-- start of SUPPLIED DATA --

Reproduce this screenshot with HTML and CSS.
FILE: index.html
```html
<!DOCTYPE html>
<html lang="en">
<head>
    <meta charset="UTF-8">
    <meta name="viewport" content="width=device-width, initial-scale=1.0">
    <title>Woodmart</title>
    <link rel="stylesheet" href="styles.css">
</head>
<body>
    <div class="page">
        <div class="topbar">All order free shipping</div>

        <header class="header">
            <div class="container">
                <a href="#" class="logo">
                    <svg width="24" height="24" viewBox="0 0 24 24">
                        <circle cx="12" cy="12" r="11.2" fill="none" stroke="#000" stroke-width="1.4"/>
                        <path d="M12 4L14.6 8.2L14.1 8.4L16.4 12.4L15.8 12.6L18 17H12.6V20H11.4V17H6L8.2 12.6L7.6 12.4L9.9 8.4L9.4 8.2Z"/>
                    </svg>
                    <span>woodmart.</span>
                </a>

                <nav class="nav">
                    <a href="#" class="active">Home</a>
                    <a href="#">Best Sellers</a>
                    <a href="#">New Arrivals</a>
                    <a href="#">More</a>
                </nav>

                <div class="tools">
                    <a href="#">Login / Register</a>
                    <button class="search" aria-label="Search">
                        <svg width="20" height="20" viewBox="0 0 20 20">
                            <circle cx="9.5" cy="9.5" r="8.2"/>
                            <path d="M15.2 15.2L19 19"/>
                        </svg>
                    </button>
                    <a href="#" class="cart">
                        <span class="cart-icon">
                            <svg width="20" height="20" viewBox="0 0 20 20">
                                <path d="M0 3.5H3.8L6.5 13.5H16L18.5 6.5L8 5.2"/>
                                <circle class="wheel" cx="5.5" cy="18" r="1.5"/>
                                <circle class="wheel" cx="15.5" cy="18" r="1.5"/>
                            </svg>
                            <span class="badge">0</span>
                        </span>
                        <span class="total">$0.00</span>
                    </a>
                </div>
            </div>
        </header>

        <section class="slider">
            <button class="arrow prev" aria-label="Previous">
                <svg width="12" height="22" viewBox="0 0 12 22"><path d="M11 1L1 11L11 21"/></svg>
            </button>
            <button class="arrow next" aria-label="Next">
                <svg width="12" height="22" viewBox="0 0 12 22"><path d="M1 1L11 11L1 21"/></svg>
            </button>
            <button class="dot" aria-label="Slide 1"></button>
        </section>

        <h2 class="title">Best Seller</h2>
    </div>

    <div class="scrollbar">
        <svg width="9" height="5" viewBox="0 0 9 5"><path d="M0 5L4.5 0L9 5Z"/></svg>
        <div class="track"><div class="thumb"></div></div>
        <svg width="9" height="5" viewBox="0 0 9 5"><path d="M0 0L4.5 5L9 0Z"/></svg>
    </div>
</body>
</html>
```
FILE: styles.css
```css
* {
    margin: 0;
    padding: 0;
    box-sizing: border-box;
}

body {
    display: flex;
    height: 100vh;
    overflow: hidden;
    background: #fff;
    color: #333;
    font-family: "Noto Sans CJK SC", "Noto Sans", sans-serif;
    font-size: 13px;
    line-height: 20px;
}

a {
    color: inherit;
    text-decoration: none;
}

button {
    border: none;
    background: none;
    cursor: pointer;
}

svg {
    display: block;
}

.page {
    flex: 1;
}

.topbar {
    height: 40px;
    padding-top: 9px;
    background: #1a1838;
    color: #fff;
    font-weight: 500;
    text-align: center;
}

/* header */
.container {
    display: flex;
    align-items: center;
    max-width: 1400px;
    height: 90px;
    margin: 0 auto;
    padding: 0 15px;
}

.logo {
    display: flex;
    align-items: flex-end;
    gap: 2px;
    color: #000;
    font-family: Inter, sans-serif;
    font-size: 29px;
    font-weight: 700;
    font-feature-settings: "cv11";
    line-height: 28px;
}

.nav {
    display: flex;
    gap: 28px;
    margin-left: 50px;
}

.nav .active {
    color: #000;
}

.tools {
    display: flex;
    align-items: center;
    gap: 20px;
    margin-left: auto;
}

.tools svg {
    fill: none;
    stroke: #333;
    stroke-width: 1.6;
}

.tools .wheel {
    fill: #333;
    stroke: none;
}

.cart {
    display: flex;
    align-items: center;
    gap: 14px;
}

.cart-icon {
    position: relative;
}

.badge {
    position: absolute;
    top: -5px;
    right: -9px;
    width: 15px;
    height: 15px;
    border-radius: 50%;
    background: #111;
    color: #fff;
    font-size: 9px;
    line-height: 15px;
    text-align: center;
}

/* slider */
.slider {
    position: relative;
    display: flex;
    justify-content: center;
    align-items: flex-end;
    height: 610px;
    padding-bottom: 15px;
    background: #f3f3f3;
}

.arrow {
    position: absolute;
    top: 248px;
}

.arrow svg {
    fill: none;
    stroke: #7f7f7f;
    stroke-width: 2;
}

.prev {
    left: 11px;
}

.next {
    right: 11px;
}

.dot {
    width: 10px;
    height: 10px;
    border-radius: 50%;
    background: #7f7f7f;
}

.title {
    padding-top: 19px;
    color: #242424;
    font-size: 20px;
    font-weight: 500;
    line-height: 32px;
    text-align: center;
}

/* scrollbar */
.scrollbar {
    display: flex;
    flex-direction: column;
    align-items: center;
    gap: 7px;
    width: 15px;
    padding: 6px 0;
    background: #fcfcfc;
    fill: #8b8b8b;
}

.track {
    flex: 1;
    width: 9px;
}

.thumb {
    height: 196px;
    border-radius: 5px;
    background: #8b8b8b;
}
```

-- end of SUPPLIED DATA --
-- start of SUPPLIED DATA --

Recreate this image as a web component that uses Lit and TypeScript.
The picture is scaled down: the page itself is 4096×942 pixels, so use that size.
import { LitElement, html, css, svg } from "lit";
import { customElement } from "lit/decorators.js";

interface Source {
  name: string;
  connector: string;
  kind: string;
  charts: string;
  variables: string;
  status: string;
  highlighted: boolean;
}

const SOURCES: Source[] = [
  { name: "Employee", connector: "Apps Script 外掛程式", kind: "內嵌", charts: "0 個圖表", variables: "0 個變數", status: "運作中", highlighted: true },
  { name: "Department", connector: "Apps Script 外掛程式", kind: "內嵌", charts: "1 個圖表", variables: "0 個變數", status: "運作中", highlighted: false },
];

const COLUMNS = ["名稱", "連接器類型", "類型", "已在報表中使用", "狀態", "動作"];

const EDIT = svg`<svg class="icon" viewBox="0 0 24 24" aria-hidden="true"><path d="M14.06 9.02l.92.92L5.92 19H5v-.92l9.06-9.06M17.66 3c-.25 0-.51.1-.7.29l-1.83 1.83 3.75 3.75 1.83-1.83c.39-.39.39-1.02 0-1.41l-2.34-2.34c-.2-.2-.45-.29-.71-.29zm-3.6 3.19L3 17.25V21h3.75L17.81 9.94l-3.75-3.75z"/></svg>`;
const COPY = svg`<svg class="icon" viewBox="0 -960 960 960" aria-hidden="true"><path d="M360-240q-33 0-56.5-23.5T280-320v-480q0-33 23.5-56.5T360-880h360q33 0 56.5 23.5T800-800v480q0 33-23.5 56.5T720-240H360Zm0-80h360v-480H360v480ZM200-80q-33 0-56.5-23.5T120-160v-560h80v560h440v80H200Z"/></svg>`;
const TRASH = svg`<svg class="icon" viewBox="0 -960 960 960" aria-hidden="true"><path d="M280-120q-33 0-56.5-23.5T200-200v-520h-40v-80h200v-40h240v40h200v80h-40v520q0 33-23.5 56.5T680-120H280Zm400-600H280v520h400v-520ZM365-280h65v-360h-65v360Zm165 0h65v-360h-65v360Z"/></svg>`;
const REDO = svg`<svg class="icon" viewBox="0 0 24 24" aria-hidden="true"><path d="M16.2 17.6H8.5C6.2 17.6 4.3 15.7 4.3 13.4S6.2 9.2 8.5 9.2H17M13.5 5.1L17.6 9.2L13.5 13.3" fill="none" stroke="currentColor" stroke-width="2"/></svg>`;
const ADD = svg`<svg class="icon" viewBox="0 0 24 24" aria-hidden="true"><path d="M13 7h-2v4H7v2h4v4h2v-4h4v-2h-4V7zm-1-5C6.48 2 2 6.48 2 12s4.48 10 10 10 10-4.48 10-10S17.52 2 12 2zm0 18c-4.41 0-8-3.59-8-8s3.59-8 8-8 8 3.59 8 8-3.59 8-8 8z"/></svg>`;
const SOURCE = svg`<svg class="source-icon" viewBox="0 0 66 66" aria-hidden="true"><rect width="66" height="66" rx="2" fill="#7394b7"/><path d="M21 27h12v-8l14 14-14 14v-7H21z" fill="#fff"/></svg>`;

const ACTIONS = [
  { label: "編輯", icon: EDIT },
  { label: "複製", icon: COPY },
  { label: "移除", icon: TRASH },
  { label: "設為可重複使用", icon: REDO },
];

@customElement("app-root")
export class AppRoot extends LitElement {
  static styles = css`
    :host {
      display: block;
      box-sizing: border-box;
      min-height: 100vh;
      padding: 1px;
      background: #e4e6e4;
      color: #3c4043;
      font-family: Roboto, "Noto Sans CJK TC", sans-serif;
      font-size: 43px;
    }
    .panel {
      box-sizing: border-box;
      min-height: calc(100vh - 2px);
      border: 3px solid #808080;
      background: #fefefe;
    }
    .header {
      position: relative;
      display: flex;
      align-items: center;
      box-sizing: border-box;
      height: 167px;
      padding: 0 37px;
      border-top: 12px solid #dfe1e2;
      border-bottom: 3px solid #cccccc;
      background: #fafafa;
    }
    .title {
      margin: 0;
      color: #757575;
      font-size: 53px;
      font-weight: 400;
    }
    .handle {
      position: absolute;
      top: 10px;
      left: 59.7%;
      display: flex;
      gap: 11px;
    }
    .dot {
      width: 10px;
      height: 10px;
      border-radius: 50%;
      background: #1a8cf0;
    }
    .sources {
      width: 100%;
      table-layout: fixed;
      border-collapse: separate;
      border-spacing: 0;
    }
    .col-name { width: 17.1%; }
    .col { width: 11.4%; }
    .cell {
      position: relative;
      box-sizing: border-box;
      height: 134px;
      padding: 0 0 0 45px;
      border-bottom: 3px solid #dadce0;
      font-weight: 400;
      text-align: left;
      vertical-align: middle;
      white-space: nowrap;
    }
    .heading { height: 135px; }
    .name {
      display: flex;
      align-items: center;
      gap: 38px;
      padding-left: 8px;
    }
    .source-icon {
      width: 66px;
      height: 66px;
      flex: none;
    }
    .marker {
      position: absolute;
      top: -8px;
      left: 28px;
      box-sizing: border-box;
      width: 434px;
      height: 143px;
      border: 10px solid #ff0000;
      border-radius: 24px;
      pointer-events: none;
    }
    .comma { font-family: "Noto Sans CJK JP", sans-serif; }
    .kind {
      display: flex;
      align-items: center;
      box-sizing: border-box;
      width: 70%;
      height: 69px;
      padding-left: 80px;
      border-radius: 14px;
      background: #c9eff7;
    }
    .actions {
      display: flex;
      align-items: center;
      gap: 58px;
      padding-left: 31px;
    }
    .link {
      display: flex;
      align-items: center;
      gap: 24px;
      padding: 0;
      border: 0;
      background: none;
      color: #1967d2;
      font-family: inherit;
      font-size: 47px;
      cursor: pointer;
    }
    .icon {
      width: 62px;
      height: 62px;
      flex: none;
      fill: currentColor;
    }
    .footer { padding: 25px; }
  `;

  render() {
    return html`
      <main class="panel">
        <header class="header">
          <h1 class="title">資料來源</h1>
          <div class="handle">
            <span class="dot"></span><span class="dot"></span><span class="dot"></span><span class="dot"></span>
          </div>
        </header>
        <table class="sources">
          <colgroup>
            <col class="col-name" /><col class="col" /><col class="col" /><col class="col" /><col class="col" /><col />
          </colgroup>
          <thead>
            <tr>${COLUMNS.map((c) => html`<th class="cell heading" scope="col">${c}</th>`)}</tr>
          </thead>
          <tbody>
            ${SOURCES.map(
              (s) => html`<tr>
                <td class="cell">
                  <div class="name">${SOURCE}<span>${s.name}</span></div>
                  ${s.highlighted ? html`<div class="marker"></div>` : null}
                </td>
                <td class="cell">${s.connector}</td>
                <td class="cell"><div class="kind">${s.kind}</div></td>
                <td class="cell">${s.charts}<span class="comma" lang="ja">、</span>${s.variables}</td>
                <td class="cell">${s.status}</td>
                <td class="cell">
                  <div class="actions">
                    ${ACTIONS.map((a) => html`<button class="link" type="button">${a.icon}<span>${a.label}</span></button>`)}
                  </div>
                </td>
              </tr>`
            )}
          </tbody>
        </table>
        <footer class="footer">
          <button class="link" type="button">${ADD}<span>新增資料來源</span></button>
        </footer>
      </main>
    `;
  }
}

-- end of SUPPLIED DATA --

EXERCISE REQUIREMENTS -
Return every line of the preceding records in which the word "this" appears.

THE REPLY -
Reproduce this screenshot with HTML and CSS.
Recreate this image as a web component that uses Lit and TypeScript.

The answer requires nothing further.